### Task objective
Return precisely the span of lines from the top of the material below to the line containing "import React from", both included. Pictures are excluded.
---
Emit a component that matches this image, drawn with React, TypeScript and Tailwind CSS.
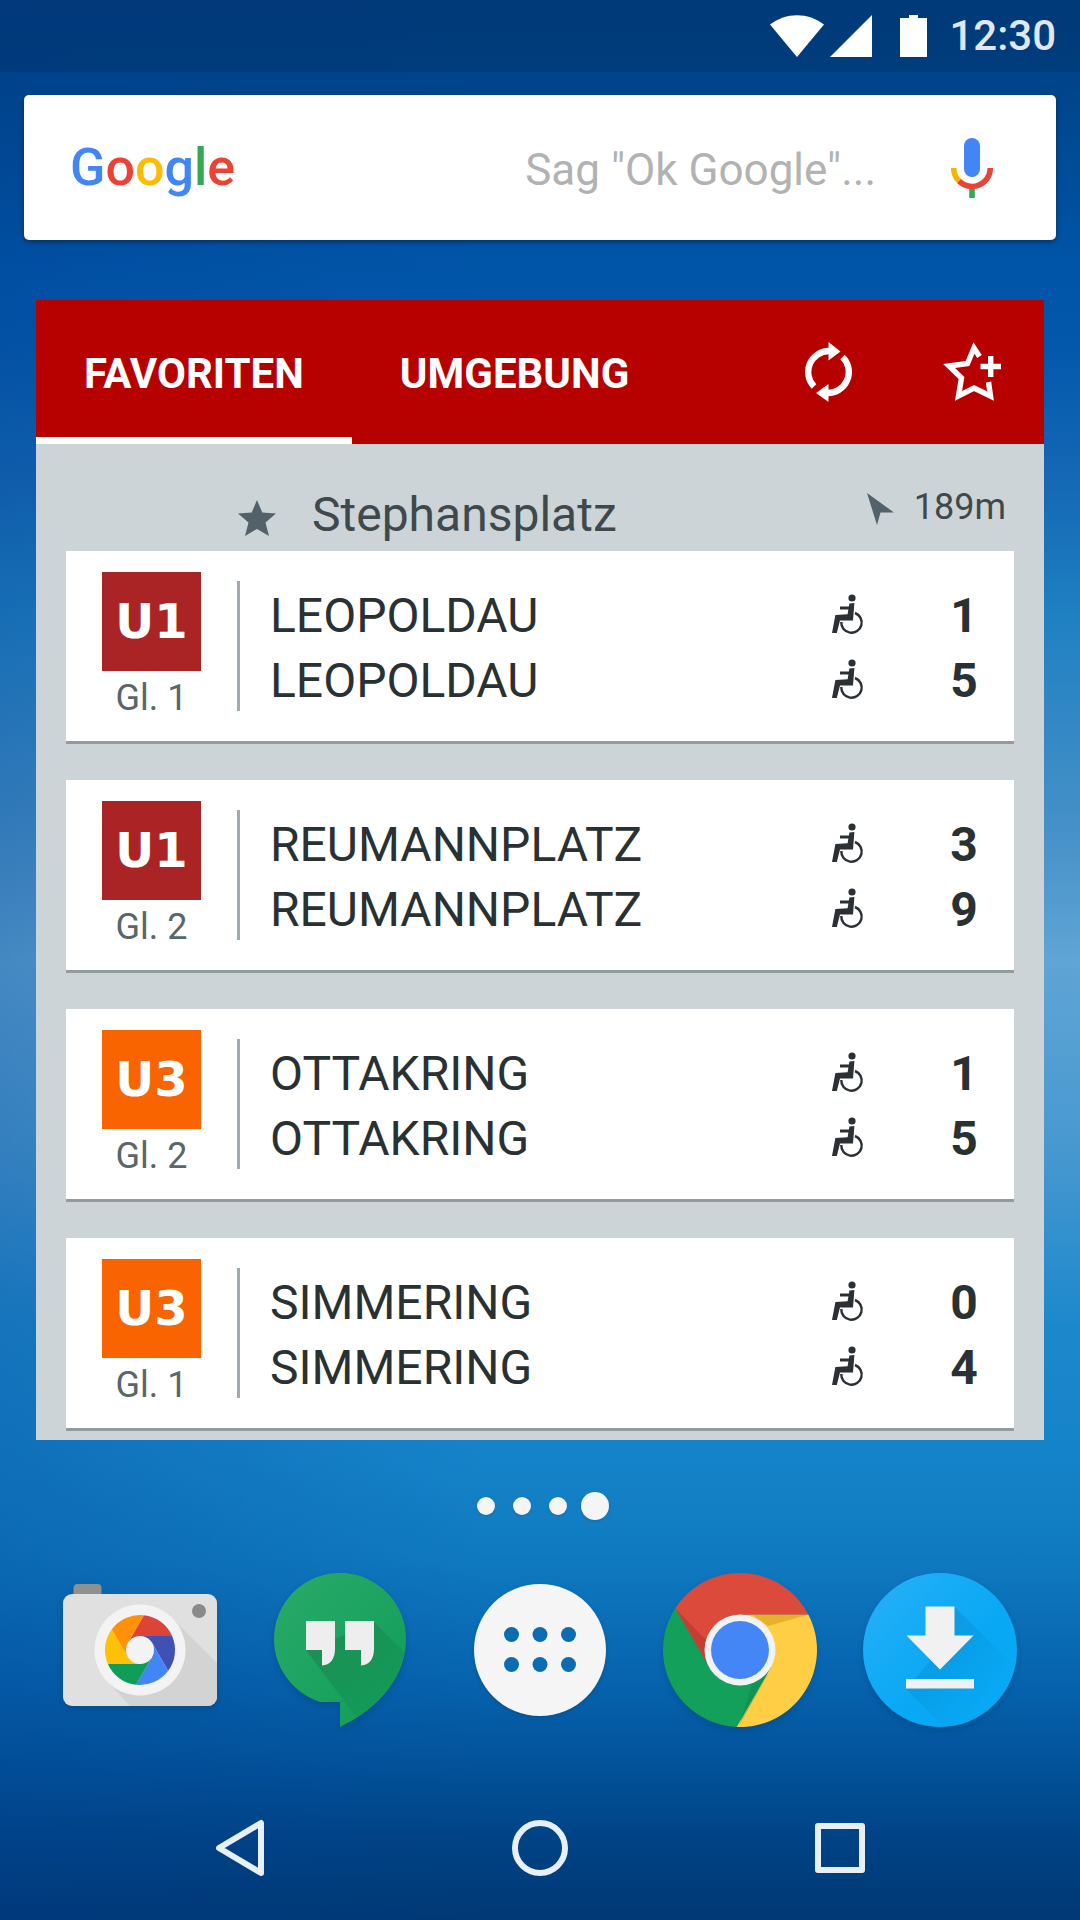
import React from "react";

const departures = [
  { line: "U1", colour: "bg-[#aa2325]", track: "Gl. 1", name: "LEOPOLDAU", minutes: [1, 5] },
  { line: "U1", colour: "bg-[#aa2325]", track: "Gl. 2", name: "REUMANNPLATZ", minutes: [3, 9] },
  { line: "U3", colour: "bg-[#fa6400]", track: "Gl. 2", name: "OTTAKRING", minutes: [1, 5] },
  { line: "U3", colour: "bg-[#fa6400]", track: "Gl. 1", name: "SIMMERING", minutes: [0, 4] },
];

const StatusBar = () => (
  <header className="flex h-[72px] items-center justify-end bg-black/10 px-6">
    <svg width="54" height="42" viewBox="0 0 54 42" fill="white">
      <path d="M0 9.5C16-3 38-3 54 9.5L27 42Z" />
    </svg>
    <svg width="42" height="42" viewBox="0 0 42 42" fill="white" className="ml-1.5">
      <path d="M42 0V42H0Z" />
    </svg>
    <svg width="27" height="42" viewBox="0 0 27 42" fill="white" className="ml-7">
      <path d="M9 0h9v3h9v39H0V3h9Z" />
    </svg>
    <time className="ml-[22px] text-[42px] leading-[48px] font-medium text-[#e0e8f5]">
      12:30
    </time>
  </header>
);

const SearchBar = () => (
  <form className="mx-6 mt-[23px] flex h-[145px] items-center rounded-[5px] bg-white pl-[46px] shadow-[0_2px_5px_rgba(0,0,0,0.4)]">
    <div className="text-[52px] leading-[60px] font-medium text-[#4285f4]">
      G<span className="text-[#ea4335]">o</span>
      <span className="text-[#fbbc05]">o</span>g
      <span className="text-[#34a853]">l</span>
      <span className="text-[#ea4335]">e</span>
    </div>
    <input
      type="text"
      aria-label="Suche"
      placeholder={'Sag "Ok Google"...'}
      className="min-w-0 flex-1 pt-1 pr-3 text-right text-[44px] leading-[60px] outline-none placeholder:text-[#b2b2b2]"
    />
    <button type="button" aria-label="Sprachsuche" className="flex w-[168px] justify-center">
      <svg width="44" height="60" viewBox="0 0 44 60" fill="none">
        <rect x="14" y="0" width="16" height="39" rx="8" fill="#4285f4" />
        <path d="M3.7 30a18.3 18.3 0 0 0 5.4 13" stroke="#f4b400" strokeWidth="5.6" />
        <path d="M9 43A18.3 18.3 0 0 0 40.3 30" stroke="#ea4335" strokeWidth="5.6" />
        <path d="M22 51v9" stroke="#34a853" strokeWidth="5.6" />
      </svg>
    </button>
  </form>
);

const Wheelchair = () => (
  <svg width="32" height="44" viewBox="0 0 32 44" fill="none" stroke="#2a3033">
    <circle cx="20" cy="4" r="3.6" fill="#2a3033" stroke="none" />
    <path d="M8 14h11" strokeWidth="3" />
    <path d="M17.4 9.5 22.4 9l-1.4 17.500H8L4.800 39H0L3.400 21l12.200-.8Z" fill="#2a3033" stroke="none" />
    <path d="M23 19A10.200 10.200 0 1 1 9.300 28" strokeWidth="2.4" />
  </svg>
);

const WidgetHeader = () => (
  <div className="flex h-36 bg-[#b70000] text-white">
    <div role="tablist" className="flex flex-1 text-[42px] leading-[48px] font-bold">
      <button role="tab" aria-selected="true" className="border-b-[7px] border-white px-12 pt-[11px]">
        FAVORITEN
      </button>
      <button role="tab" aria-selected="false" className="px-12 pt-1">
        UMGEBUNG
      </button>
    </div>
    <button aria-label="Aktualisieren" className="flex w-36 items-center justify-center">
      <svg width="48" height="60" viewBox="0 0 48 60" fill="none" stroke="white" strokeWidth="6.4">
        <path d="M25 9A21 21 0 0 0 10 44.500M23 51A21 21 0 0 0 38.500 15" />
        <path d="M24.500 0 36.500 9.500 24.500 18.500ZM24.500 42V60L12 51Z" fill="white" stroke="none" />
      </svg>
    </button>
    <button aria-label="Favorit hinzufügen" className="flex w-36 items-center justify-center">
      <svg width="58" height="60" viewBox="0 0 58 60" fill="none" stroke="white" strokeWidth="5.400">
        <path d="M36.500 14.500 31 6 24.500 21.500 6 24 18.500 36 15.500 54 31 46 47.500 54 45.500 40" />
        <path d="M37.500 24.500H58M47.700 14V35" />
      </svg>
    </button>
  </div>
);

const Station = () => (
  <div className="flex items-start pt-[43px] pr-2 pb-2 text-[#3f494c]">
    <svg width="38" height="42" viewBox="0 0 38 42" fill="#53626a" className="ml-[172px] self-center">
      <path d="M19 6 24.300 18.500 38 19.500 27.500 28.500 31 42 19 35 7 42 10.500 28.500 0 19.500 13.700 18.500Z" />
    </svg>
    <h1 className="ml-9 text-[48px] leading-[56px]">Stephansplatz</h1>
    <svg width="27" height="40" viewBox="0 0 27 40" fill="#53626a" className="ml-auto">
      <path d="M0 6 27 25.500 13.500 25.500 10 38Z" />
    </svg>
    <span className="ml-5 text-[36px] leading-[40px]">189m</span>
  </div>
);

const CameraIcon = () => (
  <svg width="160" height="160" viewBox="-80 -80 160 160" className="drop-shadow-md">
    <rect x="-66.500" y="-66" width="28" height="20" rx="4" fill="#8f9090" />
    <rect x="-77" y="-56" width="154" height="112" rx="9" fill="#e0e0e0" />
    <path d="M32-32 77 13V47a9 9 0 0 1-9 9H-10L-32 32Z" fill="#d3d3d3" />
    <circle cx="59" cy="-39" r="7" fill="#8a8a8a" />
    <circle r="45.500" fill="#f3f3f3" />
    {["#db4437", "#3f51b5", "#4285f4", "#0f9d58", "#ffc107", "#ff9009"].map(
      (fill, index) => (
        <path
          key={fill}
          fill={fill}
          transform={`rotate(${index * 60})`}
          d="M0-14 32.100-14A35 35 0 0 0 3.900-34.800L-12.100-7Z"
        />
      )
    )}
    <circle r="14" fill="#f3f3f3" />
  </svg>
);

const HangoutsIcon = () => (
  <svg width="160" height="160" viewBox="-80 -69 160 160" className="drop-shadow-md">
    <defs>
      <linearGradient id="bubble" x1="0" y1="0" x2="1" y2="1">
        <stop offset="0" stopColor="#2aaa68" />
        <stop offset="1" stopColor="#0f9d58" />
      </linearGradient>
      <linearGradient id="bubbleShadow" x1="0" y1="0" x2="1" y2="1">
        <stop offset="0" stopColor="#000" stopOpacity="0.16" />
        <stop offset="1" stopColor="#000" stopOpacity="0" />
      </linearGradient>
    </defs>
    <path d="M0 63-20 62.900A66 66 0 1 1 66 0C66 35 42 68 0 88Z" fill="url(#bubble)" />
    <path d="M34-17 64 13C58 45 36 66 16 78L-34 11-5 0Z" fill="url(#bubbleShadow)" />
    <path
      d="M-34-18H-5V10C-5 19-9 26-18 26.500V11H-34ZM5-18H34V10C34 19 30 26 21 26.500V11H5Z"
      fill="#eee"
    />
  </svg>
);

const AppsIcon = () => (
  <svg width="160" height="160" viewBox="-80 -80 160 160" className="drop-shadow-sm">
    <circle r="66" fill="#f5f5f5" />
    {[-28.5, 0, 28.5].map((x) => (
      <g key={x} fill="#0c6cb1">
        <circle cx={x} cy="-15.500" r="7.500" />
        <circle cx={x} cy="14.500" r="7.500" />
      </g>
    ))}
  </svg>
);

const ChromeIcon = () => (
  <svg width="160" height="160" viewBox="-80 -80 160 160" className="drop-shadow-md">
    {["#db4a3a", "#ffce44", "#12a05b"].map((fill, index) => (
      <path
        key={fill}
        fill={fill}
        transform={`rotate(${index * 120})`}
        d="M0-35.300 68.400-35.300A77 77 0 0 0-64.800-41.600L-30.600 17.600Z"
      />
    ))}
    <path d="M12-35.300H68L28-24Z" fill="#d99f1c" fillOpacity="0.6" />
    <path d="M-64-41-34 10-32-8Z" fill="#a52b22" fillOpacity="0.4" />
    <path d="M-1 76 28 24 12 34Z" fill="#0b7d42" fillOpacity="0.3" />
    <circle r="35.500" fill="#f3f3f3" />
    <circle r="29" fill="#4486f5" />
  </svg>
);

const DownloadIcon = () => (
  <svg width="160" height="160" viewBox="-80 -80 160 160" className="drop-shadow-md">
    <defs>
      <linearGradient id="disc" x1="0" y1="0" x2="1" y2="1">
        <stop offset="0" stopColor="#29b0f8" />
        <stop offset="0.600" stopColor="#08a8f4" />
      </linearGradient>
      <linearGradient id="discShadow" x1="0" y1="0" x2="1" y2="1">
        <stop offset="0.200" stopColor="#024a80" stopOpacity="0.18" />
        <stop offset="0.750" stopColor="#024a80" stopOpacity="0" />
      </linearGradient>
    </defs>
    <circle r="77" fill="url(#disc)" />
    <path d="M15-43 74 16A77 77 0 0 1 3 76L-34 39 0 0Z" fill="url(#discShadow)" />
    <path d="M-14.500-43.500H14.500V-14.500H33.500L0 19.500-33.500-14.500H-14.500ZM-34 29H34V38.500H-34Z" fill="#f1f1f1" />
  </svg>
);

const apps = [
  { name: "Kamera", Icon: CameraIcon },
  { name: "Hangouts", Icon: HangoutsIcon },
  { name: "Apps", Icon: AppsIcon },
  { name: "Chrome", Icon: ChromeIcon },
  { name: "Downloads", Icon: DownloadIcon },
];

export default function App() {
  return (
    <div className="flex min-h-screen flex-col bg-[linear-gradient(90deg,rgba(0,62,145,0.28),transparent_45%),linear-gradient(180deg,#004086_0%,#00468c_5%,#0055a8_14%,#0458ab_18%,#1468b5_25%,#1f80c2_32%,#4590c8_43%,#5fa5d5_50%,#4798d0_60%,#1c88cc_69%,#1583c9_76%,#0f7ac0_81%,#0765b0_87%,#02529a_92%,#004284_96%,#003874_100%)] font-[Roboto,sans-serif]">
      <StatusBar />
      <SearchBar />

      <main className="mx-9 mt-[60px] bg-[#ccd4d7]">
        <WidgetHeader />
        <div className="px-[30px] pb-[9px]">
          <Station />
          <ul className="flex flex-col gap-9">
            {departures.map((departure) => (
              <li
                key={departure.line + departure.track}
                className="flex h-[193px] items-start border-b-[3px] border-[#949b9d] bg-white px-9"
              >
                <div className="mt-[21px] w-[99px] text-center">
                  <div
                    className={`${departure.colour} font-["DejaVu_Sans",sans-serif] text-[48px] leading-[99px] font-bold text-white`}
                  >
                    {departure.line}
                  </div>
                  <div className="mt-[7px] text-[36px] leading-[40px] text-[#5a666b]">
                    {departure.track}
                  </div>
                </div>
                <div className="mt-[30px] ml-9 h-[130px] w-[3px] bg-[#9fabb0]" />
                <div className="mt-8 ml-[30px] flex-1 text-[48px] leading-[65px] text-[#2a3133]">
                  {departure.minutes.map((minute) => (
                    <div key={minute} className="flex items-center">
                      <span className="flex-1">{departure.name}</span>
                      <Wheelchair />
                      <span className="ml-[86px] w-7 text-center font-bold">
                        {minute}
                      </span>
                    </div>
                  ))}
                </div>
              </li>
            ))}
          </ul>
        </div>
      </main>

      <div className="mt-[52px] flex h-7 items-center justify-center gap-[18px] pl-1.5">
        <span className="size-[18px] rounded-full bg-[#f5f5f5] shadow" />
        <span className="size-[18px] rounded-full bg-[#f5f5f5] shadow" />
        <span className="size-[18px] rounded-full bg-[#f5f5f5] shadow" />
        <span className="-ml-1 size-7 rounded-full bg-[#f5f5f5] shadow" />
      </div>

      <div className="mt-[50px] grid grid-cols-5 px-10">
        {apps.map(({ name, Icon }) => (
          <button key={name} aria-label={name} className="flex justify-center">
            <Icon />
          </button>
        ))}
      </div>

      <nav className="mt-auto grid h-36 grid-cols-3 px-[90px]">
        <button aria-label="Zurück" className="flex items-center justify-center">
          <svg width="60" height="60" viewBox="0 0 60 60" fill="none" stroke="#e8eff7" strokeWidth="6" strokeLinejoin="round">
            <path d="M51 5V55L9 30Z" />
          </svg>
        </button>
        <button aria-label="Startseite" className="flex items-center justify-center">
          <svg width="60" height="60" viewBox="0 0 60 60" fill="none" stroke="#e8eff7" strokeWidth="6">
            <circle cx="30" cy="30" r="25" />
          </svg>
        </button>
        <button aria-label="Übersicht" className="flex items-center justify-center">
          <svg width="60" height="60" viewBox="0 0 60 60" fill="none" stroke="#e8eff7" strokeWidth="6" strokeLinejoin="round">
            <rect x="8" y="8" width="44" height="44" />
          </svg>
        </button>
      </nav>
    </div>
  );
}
---
### Full answer
Emit a component that matches this image, drawn with React, TypeScript and Tailwind CSS.
import React from "react";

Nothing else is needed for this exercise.